The more things change the more remains the same ” Said Alphonse Karr. The same can be said about the overdependence on natural resources. The abuse of land and natural resources to get maximum profit. The colonization and displacement of our aboriginal people from their land and ecosystem. All these will lead to us destruction of planet earth. The book warns us if we don’t find an alternative way of living then we are surely heading towards a climate catastrophe.

Prospective Readers

If you have concerns about climate change, interest in history, and politics you will surely like this book. There are details about many historical events, and one needs to be focused and attentive while reading the book to understand the point the author is trying to convey.

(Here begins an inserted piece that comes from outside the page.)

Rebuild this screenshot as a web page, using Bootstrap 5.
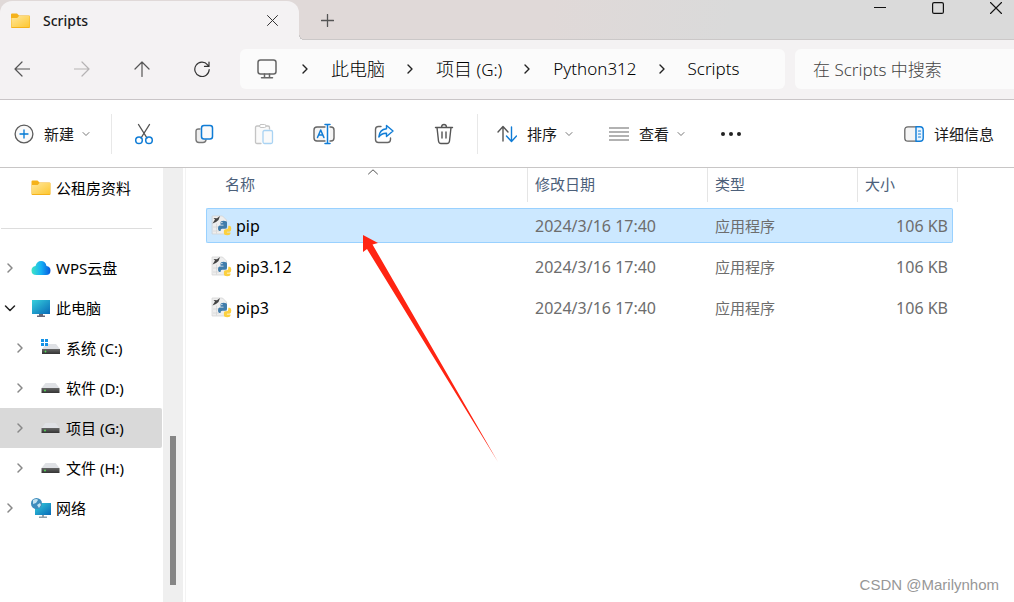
<!DOCTYPE html>
<html lang="zh-CN">
<head>
<meta charset="utf-8">
<meta name="viewport" content="width=device-width, initial-scale=1">
<title>Scripts</title>
<link href="https://cdn.jsdelivr.net/npm/bootstrap@5.3.0/dist/css/bootstrap.min.css" rel="stylesheet">
<script src="https://cdn.jsdelivr.net/npm/bootstrap@5.3.0/dist/js/bootstrap.bundle.min.js" defer></script>
<style>
  body { font-family: "Noto Sans", "Noto Sans CJK SC", sans-serif; font-size: 15px; line-height: 20px; color: #1a1a1a; background: #fff; }
  svg { display: block; flex: none; fill: none; stroke-linecap: round; stroke-linejoin: round; }
  button { background: none; border: 0; padding: 0; color: inherit; display: flex; align-items: center; }
  a { color: inherit; text-decoration: none; }
  .titlebar { height: 40px; background: linear-gradient(100deg, #e0d9d8 0 54%, #dadada 72%); box-shadow: inset 0 -1px #cbc8c8; }
  .window-tab { width: 299px; background: #f4f2f3; border-radius: 12px 12px 0 0; padding: 0 20px 0 11px; margin-top: 1px; }
  .window-tab::after { content: ""; position: absolute; left: 100%; bottom: 0; width: 5px; height: 5px; background: radial-gradient(circle at 5px 0, transparent 4px, #cbc8c8 4px 5px, #f4f2f3 5px); }
  .tab-name { font-size: 14px; font-weight: 500; margin-left: 13px; }
  .add-tab { margin-left: 22px; }
  .win-controls { gap: 46px; padding: 2px 12px 0 0; }
  .addressbar { background: #f4f2f3; height: 60px; gap: 10px; padding-bottom: 1px; border-bottom: 1px solid #c9c5c7; font-size: 17px; font-weight: 300; }
  .nav-buttons { gap: 16px; margin-right: 6px; }
  .nav-buttons button { width: 44px; height: 40px; justify-content: center; }
  .path-box { background: #fbfbfb; height: 40px; border-radius: 6px; padding-left: 17px; color: #000; }
  .path-box ol { padding: 0; margin: 0 0 0 24px; list-style: none; gap: 21px; }
  .path-box li { gap: 22px; }
  .han { font-size: 18px; }
  .search-box { width: 219px; }
  .search-box input { width: 100%; height: 40px; border: 0; border-radius: 6px 0 0 6px; background: #fbfbfb; padding: 0 18px; font-size: 17px; font-weight: inherit; outline: 0; }
  .search-box input::placeholder { color: #444; opacity: 1; }
  .commands { height: 68px; border-bottom: 1px solid #c8c6c6; }
  .menu-btn { gap: 10px; height: 40px; padding-left: 36px; }
  .menu-btn .chev { margin-left: -2px; }
  .new-btn { padding: 0 21px 0 14px; }
  .sort-btn { padding-left: 19px; }
  .tool-btn { width: 60px; height: 40px; justify-content: center; }
  .divider { width: 1px; height: 40px; background: #e8e8e8; }
  .tools { padding: 0 3px 0 2px; }
  .tree { width: 163px; }
  .tree a { height: 40px; color: #000; margin-right: 1px; padding-left: 4px; }
  .tree .twist { width: 12px; margin-right: 14px; }
  .tree .kid { padding-left: 14px; }
  .tree .kid .twist { margin-right: 13px; }
  .tree svg.ico { margin-right: 4px; }
  .tree .on { background: #d9d9d9; border-radius: 0 2px 2px 0; }
  .tree hr { margin: 20px 11px 19px 1px; border-color: #777; }
  .scroll { width: 20px; background: #efefef; padding: 0 7px; }
  .scroll .before { flex: 268; } .scroll .thumb { flex: 149; background: #868686; } .scroll .after { flex: 17; }
  .pane { border-left: 1px solid #f3f3f3; margin-left: 2px; padding-left: 20px; }
  .files { table-layout: fixed; width: 752px; border-collapse: separate; border-spacing: 0 6px; margin-top: -6px; }
  .files th { height: 34px; font-weight: 400; color: #4c607a; padding: 0 0 2px 7px; border-right: 1px solid #e5e5e5; }
  .files th:first-child { padding-left: 19px; }
  .files td { height: 35px; font-size: 16px; color: #6d6d6d; padding: 0 4px 0 7px; border: 1px solid transparent; border-width: 1px 0; }
  .files td:first-child { border-left-width: 1px; padding-left: 4px; color: #000; }
  .files td.size { border-right-width: 1px; text-align: right; }
  .files td.kind { font-size: 15px; }
  .files .picked td:not(.edge) { background: #cce8ff; border-color: #99d1ff; }
  .files .picked td:first-child { border-radius: 2px 0 0 2px; } .files .picked td.size { border-radius: 0 2px 2px 0; }
  .sort-mark { position: absolute; left: 182px; top: 1px; }
  .pointer-arrow { position: absolute; left: 176px; top: 66px; pointer-events: none; }
  .credit { position: absolute; right: 15px; bottom: 7px; font-family: "Liberation Sans", sans-serif; font-size: 15px; font-weight: 400; color: #979797; }
</style>
</head>
<body>
<svg width="0" height="0" class="position-absolute" aria-hidden="true">
  <defs>
    <linearGradient id="gold" x2="1" y2="1"><stop stop-color="#ffe79b"/><stop offset="1" stop-color="#fdc732"/></linearGradient>
    <linearGradient id="sea" x2="1" y2="1"><stop stop-color="#36d0dc"/><stop offset="1" stop-color="#0869b8"/></linearGradient>
    <linearGradient id="cloud"><stop stop-color="#3fe5c5"/><stop offset=".5" stop-color="#16b1f4"/><stop offset="1" stop-color="#0758dd"/></linearGradient>
    <linearGradient id="metal" x2="0" y2="1"><stop stop-color="#666"/><stop offset="1" stop-color="#333"/></linearGradient>
  </defs>
  <symbol id="folder" viewBox="0 0 19 16"><path fill="#f5b21b" d="M0 1.500Q0 .5 1 .5h5l2 2h10q1 0 1 1V14q0 1-1 1H1q-1 0-1-1z"/><path fill="url(#gold)" d="M.4 5h5.800l1.800-2H18.600v11H.4z"/></symbol>
  <symbol id="down" viewBox="0 0 8 8"><path stroke="#777" d="M1 2.500 4 5.500 7 2.500"/></symbol>
  <symbol id="right" viewBox="0 0 12 12"><path stroke="#888" stroke-width="1.500" d="M4 2l4 4-4 4"/></symbol>
  <symbol id="crumb" viewBox="0 0 8 12"><path stroke="#222" stroke-width="1.400" d="M2 2l4 4-4 4"/></symbol>
  <symbol id="disk" viewBox="0 0 18 14"><path fill="#dfe1e5" d="M4 2h10l4 5H0z"/><path fill="url(#metal)" d="M0 7h18v5H0z"/><circle cx="3.500" cy="9.500" r=".9" fill="#54e058"/></symbol>
  <symbol id="pyexe" viewBox="0 0 20 22">
    <path fill="#eee" stroke="#d0d0d0" stroke-width=".7" d="M1 1h10l4 4v14H1z"/><path stroke="#ccc" stroke-width=".6" stroke-dasharray="1 1" d="M2 12h6M2 16h6M5 9v9"/>
    <path fill="#444" d="M1 8.500 3.500 4.500 2 3 5.500 3.300 8.500 1 7 5 4.500 7z"/>
    <path fill="#3f7cab" d="M9 7.500q0-1.800 3.200-1.800t3.300 1.800V12q0 1.800-1.800 1.800h-3Q9 13.800 9 16H7.800q-1.300 0-1.300-2.800t1.800-2.700H12v-.8H9z"/>
    <path fill="#fcd03f" d="M19 18q0 2.200-3.300 2.200T12.400 18v-2.200q0-1.600 1.600-1.600h1.500q1.300-.2 1.300-2.200v-1.200H18q1.800 0 1.800 2.800t-1.800 3.200h-2.600v.6H19z"/>
    <circle cx="10.400" cy="7.600" r=".7" fill="#fff"/>
  </symbol>
</svg>

<div class="d-flex flex-column min-vh-100">
  <header>
    <div class="titlebar d-flex">
      <div class="window-tab position-relative d-flex align-items-center">
        <svg width="19" height="16"><use href="#folder"/></svg>
        <span class="tab-name">Scripts</span>
        <button class="ms-auto" aria-label="关闭标签页"><svg width="13" height="13" viewBox="0 0 13 13"><path stroke="#333" d="M1.500 1.500l10 10M11.500 1.500l-10 10"/></svg></button>
      </div>
      <button class="add-tab" aria-label="新标签页"><svg width="13" height="13" viewBox="0 0 13 13"><path stroke="#555" stroke-width="1.300" d="M6.500.5v12M.5 6.500h12"/></svg></button>
      <div class="win-controls d-flex align-items-start ms-auto">
        <button aria-label="最小化"><svg width="12" height="12" viewBox="0 0 12 12"><path stroke="#111" d="M0 5.500h12"/></svg></button>
        <button aria-label="最大化"><svg width="12" height="12" viewBox="0 0 12 12"><rect x=".6" y=".6" width="10.800" height="10.800" rx="1.500" stroke="#111" stroke-width="1.200"/></svg></button>
        <button aria-label="关闭"><svg width="12" height="12" viewBox="0 0 12 12"><path stroke="#111" stroke-width="1.100" d="M.5.5l11 11M11.500.5l-11 11"/></svg></button>
      </div>
    </div>

    <div class="addressbar d-flex align-items-center">
      <nav class="nav-buttons d-flex" aria-label="导航">
        <button aria-label="后退"><svg width="16" height="16" viewBox="0 0 16 16"><path stroke="#555" stroke-width="1.200" d="M15.500 8H1M8 1 1 8l7 7"/></svg></button>
        <button aria-label="前进" disabled><svg width="16" height="16" viewBox="0 0 16 16"><path stroke="#b5b3b4" stroke-width="1.200" d="M.5 8H15M8 1l7 7-7 7"/></svg></button>
        <button aria-label="向上"><svg width="16" height="16" viewBox="0 0 16 16"><path stroke="#555" stroke-width="1.200" d="M8 15.500V1M1 8l7-7 7 7"/></svg></button>
        <button aria-label="刷新"><svg width="16" height="16" viewBox="0 0 16 16"><path stroke="#333" stroke-width="1.200" d="M15.200 8.500a7.200 7.200 0 1 1-1.600-4.700L15 5.400M15 1v4.400h-4.500"/></svg></button>
      </nav>
      <nav class="path-box d-flex align-items-center flex-grow-1" aria-label="路径">
        <svg width="20" height="20" viewBox="0 0 20 20"><g stroke="#666" stroke-width="1.500"><rect x="1" y="1" width="18" height="14" rx="2.500"/><path d="M7.500 15v3M12.500 15v3M4.500 18.800h11"/></g></svg>
        <ol class="d-flex">
          <li class="d-flex align-items-center"><svg width="8" height="12"><use href="#crumb"/></svg><a href="#" class="han">此电脑</a></li>
          <li class="d-flex align-items-center"><svg width="8" height="12"><use href="#crumb"/></svg><a href="#"><span class="han">项目</span> (G:)</a></li>
          <li class="d-flex align-items-center"><svg width="8" height="12"><use href="#crumb"/></svg><a href="#">Python312</a></li>
          <li class="d-flex align-items-center"><svg width="8" height="12"><use href="#crumb"/></svg><a href="#">Scripts</a></li>
        </ol>
      </nav>
      <div class="search-box"><input type="search" aria-label="搜索" placeholder="在 Scripts 中搜索"></div>
    </div>

    <div class="commands d-flex align-items-center">
      <button class="menu-btn new-btn">
        <svg width="20" height="20" viewBox="0 0 20 20"><circle cx="10" cy="10" r="8.900" stroke="#5c5c5c" stroke-width="1.300" fill="#fafafa"/><path stroke="#0078d4" stroke-width="1.300" d="M10 6v8M6 10h8"/></svg>
        新建<svg class="chev" width="8" height="8"><use href="#down"/></svg>
      </button>
      <span class="divider"></span>
      <div class="tools d-flex">
        <button class="tool-btn" aria-label="剪切"><svg width="20" height="22" viewBox="0 0 20 22"><path stroke="#555" stroke-width="1.400" d="M4.500 1.500 13 15M15.500 1.500 7 15"/><g stroke="#0f7cd6" stroke-width="1.500"><circle cx="5" cy="17.300" r="3.300"/><circle cx="15" cy="17.300" r="3.300"/></g></svg></button>
        <button class="tool-btn" aria-label="复制"><svg width="20" height="20" viewBox="0 0 20 20"><path stroke="#777" stroke-width="1.400" fill="#eee" d="M6 5H4.500Q2 5 2 7.500v8q0 3 3 3h4q2.500 0 3-2.500"/><rect x="7.500" y="1.500" width="11" height="13.500" rx="2.500" stroke="#0f7cd6" stroke-width="1.500" fill="#fafafa"/></svg></button>
        <button class="tool-btn" aria-label="粘贴" disabled><svg width="20" height="22" viewBox="0 0 20 22"><path stroke="#c4c4c4" stroke-width="1.300" fill="#fafafa" d="M7 20.500H3q-1.500 0-1.500-1.500V4.500Q1.500 3 3 3h11q1.500 0 1.500 1.500V6"/><rect x="5.500" y="1.500" width="6.500" height="3" rx="1.500" stroke="#c4c4c4" fill="#fff"/><rect x="9" y="7.500" width="9.500" height="13" rx="1.500" stroke="#a9d3f3" stroke-width="1.300" fill="#fafafa"/></svg></button>
        <button class="tool-btn" aria-label="重命名"><svg width="22" height="22" viewBox="0 0 22 22"><path stroke="#666" stroke-width="1.400" fill="#f5f5f5" d="M12 18H4q-3 0-3-3V7q0-3 3-3h8M17 4h1q3 0 3 3v8q0 3-3 3h-1"/><g stroke="#0f7cd6" stroke-width="1.500"><path d="M4.500 14.500 7.700 7l3.200 7.500M5.700 12h4M14.500 1.500v19M12 1.500h5M12 20.500h5"/></g></svg></button>
        <button class="tool-btn" aria-label="共享"><svg width="20" height="20" viewBox="0 0 20 20"><path stroke="#666" stroke-width="1.400" d="M7 2.500H4.500q-3 0-3 3v10q0 3 3 3h9q3 0 3-3V14"/><path stroke="#0f7cd6" stroke-width="1.400" fill="#f5fbff" d="M12.500 1.500 19 7l-6.500 5.500V9.200Q7.500 9 4.800 13 5.500 5.500 12.500 4.800z"/></svg></button>
        <button class="tool-btn" aria-label="删除"><svg width="20" height="22" viewBox="0 0 20 22"><path stroke="#555" stroke-width="1.400" d="M1.500 4.500h17M3 4.500l1.500 13.500q.3 2.500 2.500 2.500h6q2.200 0 2.500-2.500L17 4.500M7.500 4q.3-2.500 2.500-2.500T12.500 4M8 9v6M12 9v6"/></svg></button>
      </div>
      <span class="divider"></span>
      <button class="menu-btn sort-btn">
        <svg width="20" height="18" viewBox="0 0 20 18"><path stroke="#555" stroke-width="1.400" d="M6 16V2M1 7l5-5.500L11 7"/><path stroke="#0f7cd6" stroke-width="1.400" d="M14.500 2v14M9.500 11l5 5.500 5-5.500"/></svg>
        排序<svg class="chev" width="8" height="8"><use href="#down"/></svg>
      </button>
      <button class="menu-btn">
        <svg width="20" height="14" viewBox="0 0 20 14"><path stroke="#666" stroke-width="1.200" d="M.5 1h19M.5 5h19M.5 9h19M.5 13h19"/></svg>
        查看<svg class="chev" width="8" height="8"><use href="#down"/></svg>
      </button>
      <button class="menu-btn" aria-label="更多"><svg width="20" height="6" viewBox="0 0 20 6"><g fill="#222"><circle cx="2" cy="3" r="2"/><circle cx="10" cy="3" r="2"/><circle cx="18" cy="3" r="2"/></g></svg></button>
      <button class="menu-btn ms-auto me-3 pe-1">
        <svg width="20" height="16" viewBox="0 0 20 16"><path stroke="#666" stroke-width="1.300" fill="#f5f5f5" d="M12 .8H4Q.8.800.8 4v8q0 3.200 3.200 3.200h8"/><path stroke="#0f7cd6" stroke-width="1.400" fill="#e9f5ff" d="M12 .8h4q3.200 0 3.200 3.200v8q0 3.200-3.200 3.200h-4z"/><path stroke="#0f7cd6" stroke-width="1.200" d="M14.500 5h2M14.500 8h2M14.500 11h2"/></svg>
        详细信息
      </button>
    </div>
  </header>

  <main class="d-flex flex-grow-1">
    <nav class="tree flex-shrink-0" aria-label="导航窗格">
      <a href="#" class="d-flex align-items-center"><span class="twist"></span><svg class="ico" width="22" height="16"><use href="#folder"/></svg>公租房资料</a>
      <hr>
      <a href="#" class="d-flex align-items-center"><svg class="twist" width="12" height="12"><use href="#right"/></svg><svg class="ico" width="22" height="16" viewBox="0 0 22 16"><path fill="url(#cloud)" d="M6.500 15q-5 0-5-4.500 0-4 4-4.500Q7 1 11 1q4.500 0 5.500 5 4 .5 4 4.500 0 4.500-4.500 4.500z"/></svg>WPS云盘</a>
      <a href="#" class="d-flex align-items-center"><svg class="twist" width="12" height="12" viewBox="0 0 12 12"><path stroke="#222" stroke-width="1.500" d="M1.500 4 6 8.500 10.500 4"/></svg><svg class="ico" width="22" height="18" viewBox="0 0 22 18"><path fill="url(#sea)" d="M2 1h18v14H2z"/><path fill="#667" d="M9 15h4v1.500h2V18H7v-1.500h2z"/></svg>此电脑</a>
      <a href="#" class="kid d-flex align-items-center"><svg class="twist" width="12" height="12"><use href="#right"/></svg><svg class="ico" width="23" height="18" viewBox="0 0 23 18"><svg x="3" y="3" width="18" height="14"><use href="#disk"/></svg><path fill="#1592e6" d="M2 0h3v3H2zM6 0h3v3H6zM2 4h3v3H2zM6 4h3v3H6z"/></svg>系统 (C:)</a>
      <a href="#" class="kid d-flex align-items-center"><svg class="twist" width="12" height="12"><use href="#right"/></svg><svg class="ico" width="23" height="14"><use href="#disk"/></svg>软件 (D:)</a>
      <a href="#" class="kid on d-flex align-items-center" aria-current="true"><svg class="twist" width="12" height="12"><use href="#right"/></svg><svg class="ico" width="23" height="14"><use href="#disk"/></svg>项目 (G:)</a>
      <a href="#" class="kid d-flex align-items-center"><svg class="twist" width="12" height="12"><use href="#right"/></svg><svg class="ico" width="23" height="14"><use href="#disk"/></svg>文件 (H:)</a>
      <a href="#" class="d-flex align-items-center"><svg class="twist" width="12" height="12"><use href="#right"/></svg><svg class="ico" width="22" height="20" viewBox="0 0 22 20"><path fill="url(#sea)" d="M5 5h16v12H5z"/><path fill="#8fa0ab" d="M12 17h2v1.500h3V20H9v-1.500h3z"/><circle cx="6.500" cy="5.500" r="5.500" fill="#3f8dbd"/><path fill="#c4e2f0" d="M3 2q4-2 5 0L6 5 3 6zM7 7l3-2 1 2-2 3z"/></svg>网络</a>
    </nav>
    <div class="scroll d-flex flex-column flex-shrink-0" aria-hidden="true"><span class="before"></span><span class="thumb"></span><span class="after"></span></div>

    <section class="pane position-relative flex-grow-1">
      <svg class="sort-mark" width="10" height="6" viewBox="0 0 10 6"><path stroke="#555" d="M.5 5 5 .8 9.500 5"/></svg>
      <table class="files">
        <colgroup><col style="width:322px"><col style="width:180px"><col style="width:150px"><col style="width:95px"><col style="width:5px"></colgroup>
        <thead><tr><th>名称</th><th>修改日期</th><th>类型</th><th colspan="2">大小</th></tr></thead>
        <tbody>
          <tr class="picked"><td><span class="d-flex align-items-center gap-1"><svg width="21" height="22"><use href="#pyexe"/></svg>pip</span></td><td>2024/3/16 17:40</td><td class="kind">应用程序</td><td class="size">106 KB</td><td class="edge p-0"></td></tr>
          <tr><td><span class="d-flex align-items-center gap-1"><svg width="21" height="22"><use href="#pyexe"/></svg>pip3.12</span></td><td>2024/3/16 17:40</td><td class="kind">应用程序</td><td class="size">106 KB</td><td class="edge p-0"></td></tr>
          <tr><td><span class="d-flex align-items-center gap-1"><svg width="21" height="22"><use href="#pyexe"/></svg>pip3</span></td><td>2024/3/16 17:40</td><td class="kind">应用程序</td><td class="size">106 KB</td><td class="edge p-0"></td></tr>
        </tbody>
      </table>
      <svg class="pointer-arrow" width="138" height="230" viewBox="0 0 138 230" aria-hidden="true"><path fill="#ff2412" d="M1 1 16 9 10.500 10.500 136 228 5 15 1 18z"/></svg>
      <div class="credit">CSDN @Marilynhom</div>
    </section>
  </main>
</div>
</body>
</html>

For beginners, it can be overwhelming, but if you love reading non-fiction, and have a thing for literary works then this book is for you.

What is Interesting about the Book ?

Generally, non-fictions are considered plain reads with a lot of data and information. The storytelling of the author makes this book interesting and despite being non-fiction it felt like reading a novel. The one thing I liked most is the urgent attention that the author draws toward climate change and how it will impact us all.

About the Author

Amitav Ghosh is an Indian writer, best known for his English language historical fiction. He won the 54th Jnanpith award in 2018, India’s highest literary honor. Ghosh’s ambitious novels use complex narrative strategies to probe the nature of national and personal identity, particularly of the people of India and Southeast Asia.[3] He has also written non-fiction works discussing topics such as colonialism and climate change.

Our Verdict

The Nutmeg’s Curse is a great and informative read for anyone concerned about climate change and its adverse impact on our planet. With a lot of research and great storytelling, the book provides us insights into many historical events and warns us about a possible “omnicide” that we are heading towards if we don’t change our approach moving forward.